What do you think makes a leather
person?
Passion. Courage. Devotion.
The passion that engulfs us when we stand with our kin, our
tribe, and we feel its heartbeat, breathe its breath, and know that we are
whole and together.
The courage to be who we are despite misunderstanding,
intolerance, and adversity.
Devotion to a set of beliefs and practices that are as old
as humanity and as deserving of reverence as any and all other cultural
and spiritual forms.
Give a brief biography about
yourself.
Personal Stuff
I was named "badslavegrrl" some years ago by a Lady who
felt that my manners could stand some improvement. I'm willing to confess
that even though I am capable of good (sometimes even superlative)
conduct, there are times when something just sort of comes over me and I
get a bit unruly. I respond well to corrective discipline though, and
appreciate every moment of it.
I define myself as a bottom. I used to prefer to call
myself a slave, but I found that a lot of folks believed that to mean that
I had no mind, no voice, no opinion, and no limits so I have opted for a
term that seems to be more resistant to misinterpretation.

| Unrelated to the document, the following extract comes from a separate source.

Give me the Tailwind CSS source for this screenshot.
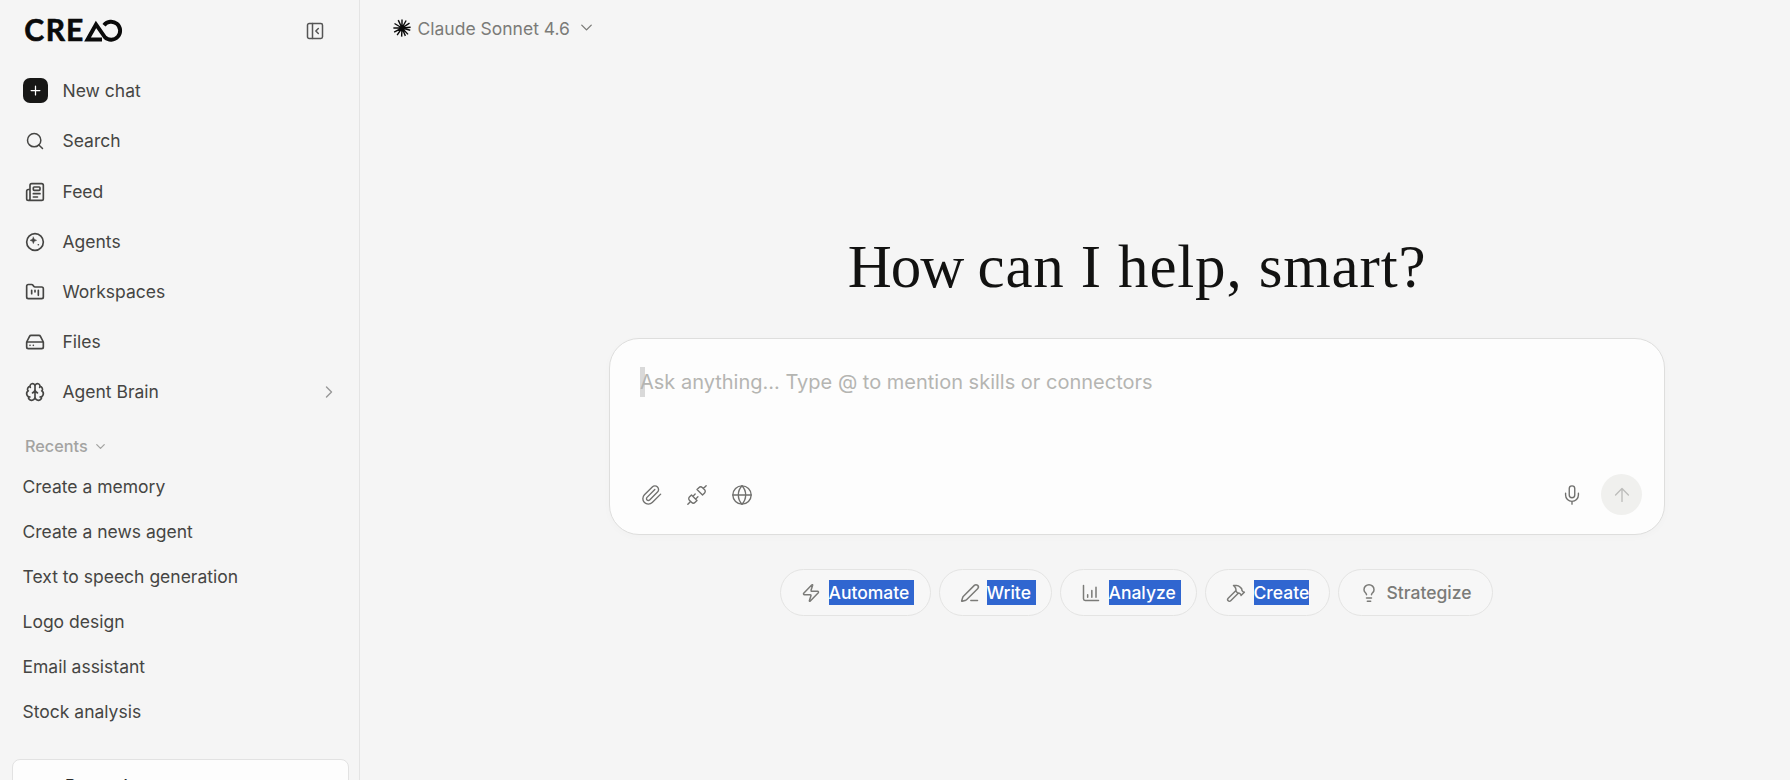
<!DOCTYPE html>
<html lang="en">
<head>
    <meta charset="UTF-8">
    <meta name="viewport" content="width=device-width, initial-scale=1.0">
    <title>CREAO</title>
    <script src="https://cdn.jsdelivr.net/npm/@tailwindcss/browser@4"></script>
</head>
<body class="flex h-screen overflow-hidden bg-[#f5f5f5] font-['Inter',sans-serif] text-[17.5px] text-[#454543]">
    <!-- Sidebar -->
    <aside class="flex h-full w-[360px] shrink-0 flex-col overflow-hidden border-r border-[#e4e4e4]">
        <header class="flex h-[66px] shrink-0 items-center justify-between pl-[24px] pr-[34px] pb-[4px]">
            <svg class="h-[36px] w-[100px] overflow-visible" viewBox="0 0 100 36" fill="none">
                <g fill="#0a0a0a" stroke="#0a0a0a" stroke-width=".6" font-family="Lato" font-weight="700" font-size="30">
                    <text x=".3" y="28.300">C</text>
                    <text x="21.700" y="28.300">R</text>
                    <text x="42" y="28.300">E</text>
                </g>
                <path d="M78 26.500H63.500L72 11.500L80.800 24.100A9 9 0 1 0 80 12.200" stroke="#0a0a0a" stroke-width="3.900"/>
            </svg>
            <svg class="size-5" viewBox="0 0 24 24" fill="none" stroke="#555" stroke-width="1.8" stroke-linecap="round" stroke-linejoin="round"><rect x="3" y="3" width="18" height="18" rx="2"/><path d="M9 3v18M16 15l-3-3 3-3"/></svg>
        </header>

        <nav class="flex shrink-0 flex-col">
            <a class="flex h-[50px] items-center gap-[14.5px] pl-[23px]">
                <span class="mb-px flex size-[25px] items-center justify-center rounded-[7px] bg-[#171716]"><svg class="size-[15px]" viewBox="0 0 24 24" stroke="#fff" stroke-width="2" stroke-linecap="round"><path d="M5 12h14M12 5v14"/></svg></span>
                New chat
            </a>
            <a class="mb-px flex h-[50px] items-center gap-[17.5px] pl-[25px]">
                <svg class="size-5" viewBox="0 0 24 24" fill="none" stroke="currentColor" stroke-width="1.8" stroke-linecap="round" stroke-linejoin="round"><circle cx="11" cy="11" r="8"/><path d="m21 21-4.300-4.300"/></svg>
                Search
            </a>
            <a class="flex h-[50px] items-center gap-[17.5px] pl-[25px]">
                <svg class="size-5" viewBox="0 0 24 24" fill="none" stroke="currentColor" stroke-width="2" stroke-linecap="round" stroke-linejoin="round"><path d="M15 18h-5M18 14h-8M4 22h16a2 2 0 0 0 2-2V4a2 2 0 0 0-2-2H8a2 2 0 0 0-2 2v16a2 2 0 0 1-4 0v-9a2 2 0 0 1 2-2h2"/><rect x="10" y="6" width="8" height="4" rx="1"/></svg>
                Feed
            </a>
            <a class="flex h-[50px] items-center gap-[17.5px] pl-[25px]">
                <svg class="size-5" viewBox="0 0 24 24" fill="none" stroke="currentColor" stroke-width="2" stroke-linecap="round" stroke-linejoin="round"><circle cx="12" cy="12" r="10"/><path d="M10 6 11.200 8.800 14 10 11.200 11.200 10 14 8.800 11.200 6 10 8.800 8.800Z" fill="currentColor" stroke-width=".5"/><circle cx="16" cy="15.300" r="1" fill="currentColor" stroke="none"/></svg>
                Agents
            </a>
            <a class="flex h-[50px] items-center gap-[17.5px] pl-[25px]">
                <svg class="size-5" viewBox="0 0 24 24" fill="none" stroke="currentColor" stroke-width="2" stroke-linecap="round" stroke-linejoin="round"><path d="M4 20h16a2 2 0 0 0 2-2V8a2 2 0 0 0-2-2h-7.930a2 2 0 0 1-1.660-.9l-.82-1.200A2 2 0 0 0 7.930 3H4a2 2 0 0 0-2 2v13c0 1.100.9 2 2 2Z"/><path d="M8 10v4M12 10v2M16 10v6"/></svg>
                Workspaces
            </a>
            <a class="flex h-[50px] items-center gap-[17.5px] pl-[25px]">
                <svg class="size-5" viewBox="0 0 24 24" fill="none" stroke="currentColor" stroke-width="2" stroke-linecap="round" stroke-linejoin="round"><path d="M22 12H2M5.450 5.110 2 12v6a2 2 0 0 0 2 2h16a2 2 0 0 0 2-2v-6l-3.450-6.890A2 2 0 0 0 16.760 4H7.240a2 2 0 0 0-1.790 1.110zM6 16h.01M10 16h.01"/></svg>
                Files
            </a>
            <a class="flex h-[50px] items-center gap-[17.5px] pl-[25px] pr-[20px]">
                <svg class="size-5" viewBox="0 0 24 24" fill="none" stroke="currentColor" stroke-width="2" stroke-linecap="round" stroke-linejoin="round"><path d="M12 18V5M15 13a4.170 4.170 0 0 1-3-4 4.170 4.170 0 0 1-3 4M17.598 6.500A3 3 0 1 0 12 5a3 3 0 1 0-5.598 1.500M17.997 5.125a4 4 0 0 1 2.526 5.770M18 18a4 4 0 0 0 2-7.464M19.967 17.483A4 4 0 1 1 12 18a4 4 0 1 1-7.967-.517M6 18a4 4 0 0 1-2-7.464M6.003 5.125a4 4 0 0 0-2.526 5.770"/></svg>
                <span class="grow">Agent Brain</span>
                <svg class="size-5" viewBox="0 0 24 24" fill="none" stroke="#999" stroke-width="1.700" stroke-linecap="round" stroke-linejoin="round"><path d="m9 18 6-6-6-6"/></svg>
            </a>
        </nav>

        <div class="mt-[14px] flex h-[30px] shrink-0 items-center gap-[5px] pl-[25px] text-[16.250px] font-medium text-[#a3a3a1]">
            Recents
            <svg class="size-[15px]" viewBox="0 0 24 24" fill="none" stroke="currentColor" stroke-width="2" stroke-linecap="round" stroke-linejoin="round"><path d="m6 9 6 6 6-6"/></svg>
        </div>
        <ul class="mt-[3px] shrink-0 pl-[22.5px] leading-[45px]">
            <li>Create a memory</li>
            <li>Create a news agent</li>
            <li>Text to speech generation</li>
            <li>Logo design</li>
            <li>Email assistant</li>
            <li>Stock analysis</li>
        </ul>

        <div class="ml-3 mr-[10px] mt-[25px] h-[70px] shrink-0 rounded-[8px] border border-[#e2e2e2] bg-[#fdfdfd] pl-[52px] pt-[13px] font-medium leading-[25px] text-[#2b2b2a]">Rewards</div>
    </aside>

    <!-- Main area -->
    <main class="flex grow flex-col">
        <header class="flex h-[57px] shrink-0 items-center pl-[33px] text-[#7b7b78]">
            <svg class="mr-[6.5px] mb-px size-[18px]" viewBox="-12 -12 24 24" stroke="#0a0a0a" stroke-width="1.900"><path d="M0 0V-11.500M0 0 5.500-10M0 0 10-6.500M0 0 11.500-1M0 0 11 3M0 0 8 8.500M0 0 4.500 10.500M0 0-.5 11.500M0 0-6.500 9.500M0 0-10.500 5.500M0 0H-11.500M0 0-10-6M0 0-5-10.500"/></svg>
            <span class="pt-[2px]">Claude Sonnet 4.6</span>
            <svg class="ml-[7px] mb-[2px] size-[19px]" viewBox="0 0 24 24" fill="none" stroke="currentColor" stroke-width="1.700" stroke-linecap="round" stroke-linejoin="round"><path d="m6 9 6 6 6-6"/></svg>
        </header>

        <section class="ml-[249px] mt-[173px] flex w-[1056px] flex-col items-center">
            <h1 class="h-[108px] whitespace-nowrap pt-[2px] font-['Liberation_Serif',serif] text-[61px] leading-[70px] tracking-[0.85px] text-[#121211]"><span class="tracking-[-1px]">How </span>can I help, smart?</h1>

            <div class="flex h-[197px] w-full flex-col justify-between rounded-[30px] border border-[#dededd] bg-[#fdfdfd] pb-[19px] pl-[30px] pr-[22px] pt-[28px] shadow-[0_2px_8px_rgba(0,0,0,0.02)]">
                <div class="relative text-[20px] leading-[30px] text-[#b5b5b2]">
                    <span class="absolute left-0 top-0 h-[30px] w-[5px] bg-[#d9d9d9]"></span>
                    <span class="relative">Ask anything... Type @ to mention skills or connectors</span>
                </div>
                <div class="flex items-center pl-px text-[#70706e]">
                    <svg class="size-[22px]" viewBox="0 0 24 24" fill="none" stroke="currentColor" stroke-width="1.500" stroke-linecap="round" stroke-linejoin="round"><path d="m21.440 11.050-9.190 9.190a6 6 0 0 1-8.490-8.490l8.570-8.570A4 4 0 1 1 18 8.840l-8.590 8.570a2 2 0 0 1-2.830-2.830l8.490-8.480"/></svg>
                    <svg class="ml-[23px] size-[22px]" viewBox="0 0 24 24" fill="none" stroke="currentColor" stroke-width="1.500" stroke-linecap="round" stroke-linejoin="round"><path d="m19 5 3-3M2 22l3-3M6.300 20.300a2.400 2.400 0 0 0 3.400 0L12 18l-6-6-2.300 2.300a2.400 2.400 0 0 0 0 3.400ZM7.500 13.500 10 11M10.500 16.500 13 14M12 6l6 6 2.300-2.300a2.400 2.400 0 0 0 0-3.400l-2.600-2.600a2.400 2.400 0 0 0-3.400 0Z"/></svg>
                    <svg class="ml-[23px] size-[22px]" viewBox="0 0 24 24" fill="none" stroke="currentColor" stroke-width="1.500" stroke-linecap="round" stroke-linejoin="round"><circle cx="12" cy="12" r="10"/><path d="M12 2a14.500 14.500 0 0 0 0 20 14.500 14.500 0 0 0 0-20M2 12h20"/></svg>
                    <svg class="ml-auto mr-[18px] size-[22px]" viewBox="0 0 24 24" fill="none" stroke="currentColor" stroke-width="1.500" stroke-linecap="round" stroke-linejoin="round"><path d="M12 19v3M19 10v2a7 7 0 0 1-14 0v-2"/><rect x="9" y="2" width="6" height="13" rx="3"/></svg>
                    <button class="flex size-[41px] items-center justify-center rounded-full bg-[#f0f0ee] text-[#bdbdbb]">
                        <svg class="size-[22px]" viewBox="0 0 24 24" fill="none" stroke="currentColor" stroke-width="1.500" stroke-linecap="round" stroke-linejoin="round"><path d="m5 12 7-7 7 7M12 19V5"/></svg>
                    </button>
                </div>
            </div>

            <!-- Suggestion chips -->
            <div class="mt-[34px] flex gap-[8px] pr-[2px] font-medium text-[#7b7b78]">
                <div class="flex h-[47px] w-[151px] items-center rounded-full border border-[#e4e4e3] bg-[#f7f7f7] pl-[20px]">
                    <svg class="mr-[8px] size-5" viewBox="0 0 24 24" fill="none" stroke="currentColor" stroke-width="1.800" stroke-linecap="round" stroke-linejoin="round"><path d="M4 14a1 1 0 0 1-.78-1.630l9.900-10.200a.5.5 0 0 1 .86.460l-1.920 6.020A1 1 0 0 0 13 10h7a1 1 0 0 1 .78 1.630l-9.900 10.200a.5.5 0 0 1-.86-.460l1.920-6.020A1 1 0 0 0 11 14z"/></svg>
                    <span class="h-[25px] w-[85px] bg-[#3066d0] leading-[25px] text-white">Automate</span>
                </div>
                <div class="flex h-[47px] w-[113px] items-center rounded-full border border-[#e4e4e3] bg-[#f7f7f7] pl-[20px]">
                    <svg class="mr-[7px] size-5" viewBox="0 0 24 24" fill="none" stroke="currentColor" stroke-width="1.800" stroke-linecap="round" stroke-linejoin="round"><path d="M13 21h8M21.174 6.812a1 1 0 0 0-3.986-3.987L3.842 16.174a2 2 0 0 0-.5.830l-1.321 4.352a.5.5 0 0 0 .623.622l4.353-1.320a2 2 0 0 0 .830-.497z"/></svg>
                    <span class="h-[25px] w-[49px] bg-[#3066d0] leading-[25px] text-white">Write</span>
                </div>
                <div class="flex h-[47px] w-[137px] items-center rounded-full border border-[#e4e4e3] bg-[#f7f7f7] pl-[20px]">
                    <svg class="mr-[8px] size-5" viewBox="0 0 24 24" fill="none" stroke="currentColor" stroke-width="1.800" stroke-linecap="round" stroke-linejoin="round"><path d="M3 3v16a2 2 0 0 0 2 2h16M13 17V9M18 17V5M8 17v-3"/></svg>
                    <span class="h-[25px] w-[72px] bg-[#3066d0] leading-[25px] text-white">Analyze</span>
                </div>
                <div class="flex h-[47px] w-[125px] items-center rounded-full border border-[#e4e4e3] bg-[#f7f7f7] pl-[20px]">
                    <svg class="mr-[8px] size-5" viewBox="0 0 24 24" fill="none" stroke="currentColor" stroke-width="1.800" stroke-linecap="round" stroke-linejoin="round"><path d="m15 12-9.373 9.373a1 1 0 0 1-3.001-3L12 9M18 15l4-4M21.500 11.500l-1.914-1.914A2 2 0 0 1 19 8.172v-.344a2 2 0 0 0-.586-1.414l-1.657-1.657A6 6 0 0 0 12.516 3H9l1.243 1.243A6 6 0 0 1 12 8.485V10l2 2h1.172a2 2 0 0 1 1.414.586L18.500 14.500"/></svg>
                    <span class="h-[25px] w-[55px] bg-[#3066d0] leading-[25px] text-white">Create</span>
                </div>
                <div class="flex h-[47px] w-[155px] items-center rounded-full border border-[#e4e4e3] bg-[#f7f7f7] pl-[20px]">
                    <svg class="mr-[8px] size-5" viewBox="0 0 24 24" fill="none" stroke="currentColor" stroke-width="1.800" stroke-linecap="round" stroke-linejoin="round"><path d="M15 14c.2-1 .7-1.700 1.500-2.500 1-.9 1.500-2.200 1.500-3.500A6 6 0 0 0 6 8c0 1 .2 2.200 1.500 3.500.7.700 1.300 1.500 1.500 2.500M9 18h6M10 22h4"/></svg>
                    <span class="leading-[25px]">Strategize</span>
                </div>
            </div>
        </section>
    </main>
</body>
</html>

But the bane of my existence in this business of defining
and being defined is that an awful lot of people, when they first meet or
see me, think that I 'm a Top. I've been told that this is because I'm
really big (which can't be right given that almost all of my Ladies have
been smaller than me), or because I wear a lotta leather with a lotta
shiny stuff on it (I have a profound leather fetish and was raised by drag
queens and gay male leather daddies), or because I "have a certain
bearing". I'm not sure what that actually means but I hear it a lot. It's
probably a simple result of the strong belief in "good posture" that the
nuns beat into us in elementary school.
The butch/femme thing has become kind of complicated for
me. I think that's because of my advancing age - I just turned 50 and I
can't quite believe it - and because there seem to be nuances in those
terms that were not there when I was growing up. So I don't know if I'm
"soft" or "hard" or "high". "High" femme, that is. But I've never heard of
anyone being called a "low" femme ... I've been told that my appearance
"cues" are sometimes confusing: I like to wear chaps over fishnet
stockings with sequined g-strings or studded thongs. I like big feather
boas with body harnesses. I like to chain my nipples to my collar. I have
long hair and lots of cleavage, and over the past few years I have
developed a fondness for slinky skirts and tight leather dresses. Given
that I spent the first 40 years of my life in jeans and plaid shirts, it's
no wonder that I'm a bit confused about how to apply the butch/femme
dichotomy to myself. Frankly, I still have trouble applying mascara.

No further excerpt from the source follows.